« L’histoire officielle a une fonction idéologique qui vise à orienter les esprits afin de mieux faire adouber les décisions du présent. L’État étant intrinsèquement lié à la violence et à la guerre, la mémoire qu’il véhicule est essentiellement une mémoire guerrière, une mémoire militarisée », explique Alain Refalo.
Face à cela, "à l’approche du 11 Novembre, je consacre plusieurs séances d’éducation civique et morale à l’étude des monuments aux morts dits ‘pacifistes’. C’est une façon d’aborder la réalité et l’horreur de cette guerre de façon sensible (…). Je projette l’image du monument aux morts de Crépy-en-Valois, où une stèle représente une femme pleurant un soldat mort à ses pieds. Cette femme est le symbole de toutes les femmes de France qui ont perdu un être cher entre 1914 et 1918. L’effet est saisissant et les élèves, d’abord silencieux, commencent à s’exprimer. Ils posent des questions, je leur demande de formuler des hypothèses. Pourquoi pleure-t-elle ? Pourquoi est-elle représentée sur ce monument ? Quel est le message que l’artiste a voulu nous transmettre ? (…)
Dans une autre séance, nous visualisons le monument aux morts de Gentioux-Pigerolles où un enfant orphelin, le visage triste, lève le poing en direction des 58 noms gravés comme s’il voulait dénoncer les responsables de la guerre.

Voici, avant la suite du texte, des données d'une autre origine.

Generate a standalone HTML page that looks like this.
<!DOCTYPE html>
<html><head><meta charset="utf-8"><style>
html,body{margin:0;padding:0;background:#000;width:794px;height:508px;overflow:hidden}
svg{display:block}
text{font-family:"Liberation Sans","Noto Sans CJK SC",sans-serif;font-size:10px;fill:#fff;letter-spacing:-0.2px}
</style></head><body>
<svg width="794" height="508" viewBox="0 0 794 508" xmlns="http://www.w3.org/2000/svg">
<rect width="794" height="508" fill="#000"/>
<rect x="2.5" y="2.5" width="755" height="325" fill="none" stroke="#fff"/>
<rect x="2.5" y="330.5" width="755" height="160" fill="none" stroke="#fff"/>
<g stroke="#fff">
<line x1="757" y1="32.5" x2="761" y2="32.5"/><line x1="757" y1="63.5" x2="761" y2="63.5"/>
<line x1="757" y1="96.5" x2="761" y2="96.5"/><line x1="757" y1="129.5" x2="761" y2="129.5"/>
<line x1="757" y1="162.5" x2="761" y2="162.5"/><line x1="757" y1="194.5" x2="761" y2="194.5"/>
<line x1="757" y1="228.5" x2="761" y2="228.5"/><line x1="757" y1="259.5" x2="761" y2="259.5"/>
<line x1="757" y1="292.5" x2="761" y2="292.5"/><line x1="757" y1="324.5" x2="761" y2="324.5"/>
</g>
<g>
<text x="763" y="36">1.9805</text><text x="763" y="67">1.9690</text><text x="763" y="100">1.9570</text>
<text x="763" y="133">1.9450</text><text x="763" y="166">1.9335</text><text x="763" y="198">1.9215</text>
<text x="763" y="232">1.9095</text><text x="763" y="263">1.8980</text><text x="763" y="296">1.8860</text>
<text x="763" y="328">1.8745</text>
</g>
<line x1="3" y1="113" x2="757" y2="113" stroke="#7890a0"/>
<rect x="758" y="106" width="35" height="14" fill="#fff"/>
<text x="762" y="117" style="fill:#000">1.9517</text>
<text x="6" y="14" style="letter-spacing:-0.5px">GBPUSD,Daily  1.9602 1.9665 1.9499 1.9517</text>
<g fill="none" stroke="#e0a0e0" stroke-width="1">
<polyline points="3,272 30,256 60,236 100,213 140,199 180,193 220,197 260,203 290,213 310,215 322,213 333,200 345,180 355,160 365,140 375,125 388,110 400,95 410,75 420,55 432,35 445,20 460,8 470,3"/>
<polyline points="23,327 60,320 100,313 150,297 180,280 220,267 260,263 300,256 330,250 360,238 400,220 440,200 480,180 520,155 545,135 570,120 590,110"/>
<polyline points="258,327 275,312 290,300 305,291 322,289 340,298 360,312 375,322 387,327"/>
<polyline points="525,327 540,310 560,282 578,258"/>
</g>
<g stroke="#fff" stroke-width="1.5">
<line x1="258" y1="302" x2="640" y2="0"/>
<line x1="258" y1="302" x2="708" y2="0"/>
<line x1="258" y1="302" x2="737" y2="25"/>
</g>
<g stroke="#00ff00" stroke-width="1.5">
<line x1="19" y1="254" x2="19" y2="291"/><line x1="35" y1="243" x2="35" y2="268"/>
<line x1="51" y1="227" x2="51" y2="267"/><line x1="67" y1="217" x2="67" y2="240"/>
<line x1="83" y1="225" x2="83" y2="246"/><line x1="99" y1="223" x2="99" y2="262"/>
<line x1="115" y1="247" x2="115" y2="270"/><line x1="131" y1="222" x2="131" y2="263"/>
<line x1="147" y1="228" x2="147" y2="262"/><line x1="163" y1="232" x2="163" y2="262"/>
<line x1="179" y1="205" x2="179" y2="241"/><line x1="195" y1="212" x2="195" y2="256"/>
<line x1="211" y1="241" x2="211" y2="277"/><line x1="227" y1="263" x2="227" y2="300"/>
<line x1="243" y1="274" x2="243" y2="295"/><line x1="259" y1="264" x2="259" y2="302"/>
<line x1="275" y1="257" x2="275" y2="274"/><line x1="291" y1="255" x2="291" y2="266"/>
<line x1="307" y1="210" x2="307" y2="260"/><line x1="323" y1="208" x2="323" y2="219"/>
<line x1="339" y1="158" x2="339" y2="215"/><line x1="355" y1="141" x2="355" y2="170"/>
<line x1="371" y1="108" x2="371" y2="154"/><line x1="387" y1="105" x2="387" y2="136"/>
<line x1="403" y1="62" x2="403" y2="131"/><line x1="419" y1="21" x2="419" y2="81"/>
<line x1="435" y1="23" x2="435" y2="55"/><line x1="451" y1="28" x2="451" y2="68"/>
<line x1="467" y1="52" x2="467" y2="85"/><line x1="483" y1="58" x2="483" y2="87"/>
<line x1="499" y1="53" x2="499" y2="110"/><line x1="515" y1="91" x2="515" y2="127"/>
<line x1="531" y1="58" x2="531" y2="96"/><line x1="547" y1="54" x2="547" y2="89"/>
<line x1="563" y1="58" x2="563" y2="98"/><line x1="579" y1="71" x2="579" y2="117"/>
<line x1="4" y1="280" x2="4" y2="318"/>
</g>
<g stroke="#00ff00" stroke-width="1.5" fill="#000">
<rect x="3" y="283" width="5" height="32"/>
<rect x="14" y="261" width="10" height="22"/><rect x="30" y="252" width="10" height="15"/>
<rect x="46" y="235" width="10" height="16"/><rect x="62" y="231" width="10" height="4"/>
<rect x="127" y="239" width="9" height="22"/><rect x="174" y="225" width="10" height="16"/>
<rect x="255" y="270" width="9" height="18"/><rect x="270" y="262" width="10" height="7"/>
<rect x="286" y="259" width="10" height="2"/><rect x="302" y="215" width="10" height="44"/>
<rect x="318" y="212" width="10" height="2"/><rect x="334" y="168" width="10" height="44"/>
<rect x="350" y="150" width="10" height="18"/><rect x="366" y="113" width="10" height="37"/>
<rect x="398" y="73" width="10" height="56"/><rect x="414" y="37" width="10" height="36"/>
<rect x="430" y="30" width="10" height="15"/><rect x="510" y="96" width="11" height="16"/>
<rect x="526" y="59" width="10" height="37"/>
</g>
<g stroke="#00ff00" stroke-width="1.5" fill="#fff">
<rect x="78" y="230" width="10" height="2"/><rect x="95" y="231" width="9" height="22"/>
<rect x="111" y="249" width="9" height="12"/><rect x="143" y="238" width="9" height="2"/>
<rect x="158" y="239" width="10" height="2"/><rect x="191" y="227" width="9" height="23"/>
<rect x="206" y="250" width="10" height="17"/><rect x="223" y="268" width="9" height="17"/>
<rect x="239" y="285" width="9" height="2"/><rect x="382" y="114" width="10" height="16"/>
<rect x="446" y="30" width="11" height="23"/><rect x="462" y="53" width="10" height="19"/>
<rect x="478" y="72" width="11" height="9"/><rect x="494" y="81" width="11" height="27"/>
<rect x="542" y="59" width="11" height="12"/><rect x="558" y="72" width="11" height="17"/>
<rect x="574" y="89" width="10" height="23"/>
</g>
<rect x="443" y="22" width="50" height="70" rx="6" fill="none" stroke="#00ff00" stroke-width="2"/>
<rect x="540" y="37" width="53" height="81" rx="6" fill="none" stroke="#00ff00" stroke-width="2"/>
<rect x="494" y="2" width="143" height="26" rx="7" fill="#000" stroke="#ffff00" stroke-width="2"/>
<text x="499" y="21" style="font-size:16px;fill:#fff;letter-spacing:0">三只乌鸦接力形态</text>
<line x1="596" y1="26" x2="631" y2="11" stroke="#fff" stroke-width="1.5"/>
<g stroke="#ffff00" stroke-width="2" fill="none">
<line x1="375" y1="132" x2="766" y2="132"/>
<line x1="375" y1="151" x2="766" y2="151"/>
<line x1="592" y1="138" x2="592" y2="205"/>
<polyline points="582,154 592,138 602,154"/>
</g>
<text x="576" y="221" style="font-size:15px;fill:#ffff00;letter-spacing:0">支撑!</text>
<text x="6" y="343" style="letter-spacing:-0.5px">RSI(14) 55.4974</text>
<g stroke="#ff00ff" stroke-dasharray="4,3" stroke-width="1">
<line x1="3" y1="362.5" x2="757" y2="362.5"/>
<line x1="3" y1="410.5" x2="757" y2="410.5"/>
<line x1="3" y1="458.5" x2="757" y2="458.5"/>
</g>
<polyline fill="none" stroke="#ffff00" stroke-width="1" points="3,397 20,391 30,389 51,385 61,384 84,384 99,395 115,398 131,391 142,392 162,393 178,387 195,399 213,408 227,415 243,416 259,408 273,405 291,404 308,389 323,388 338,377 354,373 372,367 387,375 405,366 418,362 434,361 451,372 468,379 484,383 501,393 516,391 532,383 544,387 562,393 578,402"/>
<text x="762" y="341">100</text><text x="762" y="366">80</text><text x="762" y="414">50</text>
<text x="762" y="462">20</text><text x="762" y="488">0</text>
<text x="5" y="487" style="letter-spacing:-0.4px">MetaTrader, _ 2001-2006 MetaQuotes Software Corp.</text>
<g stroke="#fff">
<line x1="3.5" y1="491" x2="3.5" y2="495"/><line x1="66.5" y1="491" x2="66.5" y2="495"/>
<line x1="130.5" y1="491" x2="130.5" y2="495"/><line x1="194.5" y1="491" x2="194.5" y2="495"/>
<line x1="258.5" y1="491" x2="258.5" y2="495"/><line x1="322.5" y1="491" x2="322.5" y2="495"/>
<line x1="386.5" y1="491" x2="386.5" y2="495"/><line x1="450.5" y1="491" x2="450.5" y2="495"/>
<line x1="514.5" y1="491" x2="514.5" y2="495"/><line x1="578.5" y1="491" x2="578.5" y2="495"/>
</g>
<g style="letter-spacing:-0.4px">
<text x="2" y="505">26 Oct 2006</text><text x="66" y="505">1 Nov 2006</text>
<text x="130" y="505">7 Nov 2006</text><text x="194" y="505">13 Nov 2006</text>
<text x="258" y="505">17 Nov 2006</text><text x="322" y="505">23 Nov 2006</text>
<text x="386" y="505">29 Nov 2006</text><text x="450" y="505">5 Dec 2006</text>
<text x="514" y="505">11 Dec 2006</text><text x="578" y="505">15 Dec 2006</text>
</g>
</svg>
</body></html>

Au pied de la stèle est gravée la célèbre phrase de Péguy, « Maudite soit la guerre ». Que signifie ce geste de colère, de révolte ? Que signifie cette phrase ?

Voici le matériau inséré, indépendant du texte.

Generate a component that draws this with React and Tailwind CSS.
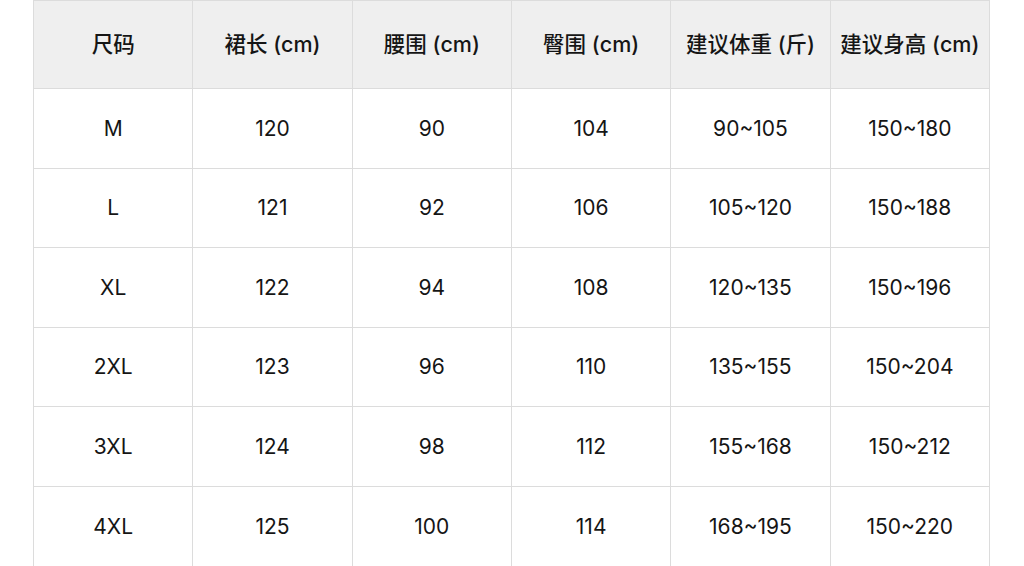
import React from 'react';

const headers = ['尺码', '裙长 (cm)', '腰围 (cm)', '臀围 (cm)', '建议体重 (斤)', '建议身高 (cm)'];

const rows = [
    ['M', '120', '90', '104', '90~105', '150~180'],
    ['L', '121', '92', '106', '105~120', '150~188'],
    ['XL', '122', '94', '108', '120~135', '150~196'],
    ['2XL', '123', '96', '110', '135~155', '150~204'],
    ['3XL', '124', '98', '112', '155~168', '150~212'],
    ['4XL', '125', '100', '114', '168~195', '150~220'],
];

const App = () => {
    return (
        <div className="w-[1024px] h-[566px] bg-white overflow-hidden" style={{ fontFamily: 'Inter, "Noto Sans CJK SC", sans-serif' }}>
            <table className="ml-[33px] w-[957px] border-collapse table-fixed text-[21px] text-[#151515]">
                <thead>
                    <tr className="h-[88px] bg-[#efefef]">
                        {headers.map((h, i) => (
                            <th key={i} className="border border-[#dcdcdc] font-medium text-[21.5px] text-center align-middle">{h}</th>
                        ))}
                    </tr>
                </thead>
                <tbody>
                    {rows.map((row, r) => (
                        <tr key={r} className="h-[79.6px]">
                            {row.map((cell, c) => (
                                <td key={c} className="border border-[#dcdcdc] text-center align-middle">{cell}</td>
                            ))}
                        </tr>
                    ))}
                </tbody>
            </table>
        </div>
    );
};

export default App;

(…) Nous prolongeons avec la lecture d’extraits de lettres de poilus. Témoignages poignants qui montrent encore une fois l’horreur de la guerre, et rendent plus palpables l’enfer que ces hommes ont vécu. Dans une autre séance, nous écouterons la chanson de Craonne, où les soldats qui se considèrent comme des ‘condamnés’ et des ‘sacrifiés’ de cette ‘guerre infâme’ dénoncent les ‘planqués’ et les responsables de la boucherie. L’appel à la grève des soldats qui ponctue la chanson permet d’expliquer qu’il est des circonstances où l’obéissance peut être criminelle et que la désobéissance est parfois légitime.
(…) Les élèves sensibilisés comprennent davantage le sens du 11 Novembre, ‘jour férié’, jour où l’on se souvient de ceux qui sont partis, de ceux qui ont été victimes de décisions irresponsables et qui ont péri au nom de la raison d’État. La figure de Jean Jaurès, qui déclara ‘la guerre à la guerre’, est montrée en exemple. Nous découvrons son combat courageux pour la paix, toujours recommencé, jamais achevé (…). Des productions artistiques réalisées par les élèves achèvent, provisoirement, ce modeste travail d’éducation à la paix à l’occasion du 11 Novembre.
Quant aux sollicitations municipales demandant la participation de mes élèves à la commémoration officielle, impliquant de chanter, et donc d’apprendre à chanter, la Marseillaise, je n’y donne pas suite. C’est tout le paradoxe du devoir de mémoire auquel je participe en travaillant avec mes élèves sur la signification du 11 Novembre, mais qui implique encore, dans notre société, la participation à une cérémonie où le caractère militaire prédomine (…) et où l’on chante un hymne guerrier contraire aux valeurs de l’école."
Ce texte est extrait du livre Démilitariser la France, Alain Refalo, Chronique sociale, 2022, p. 29-30.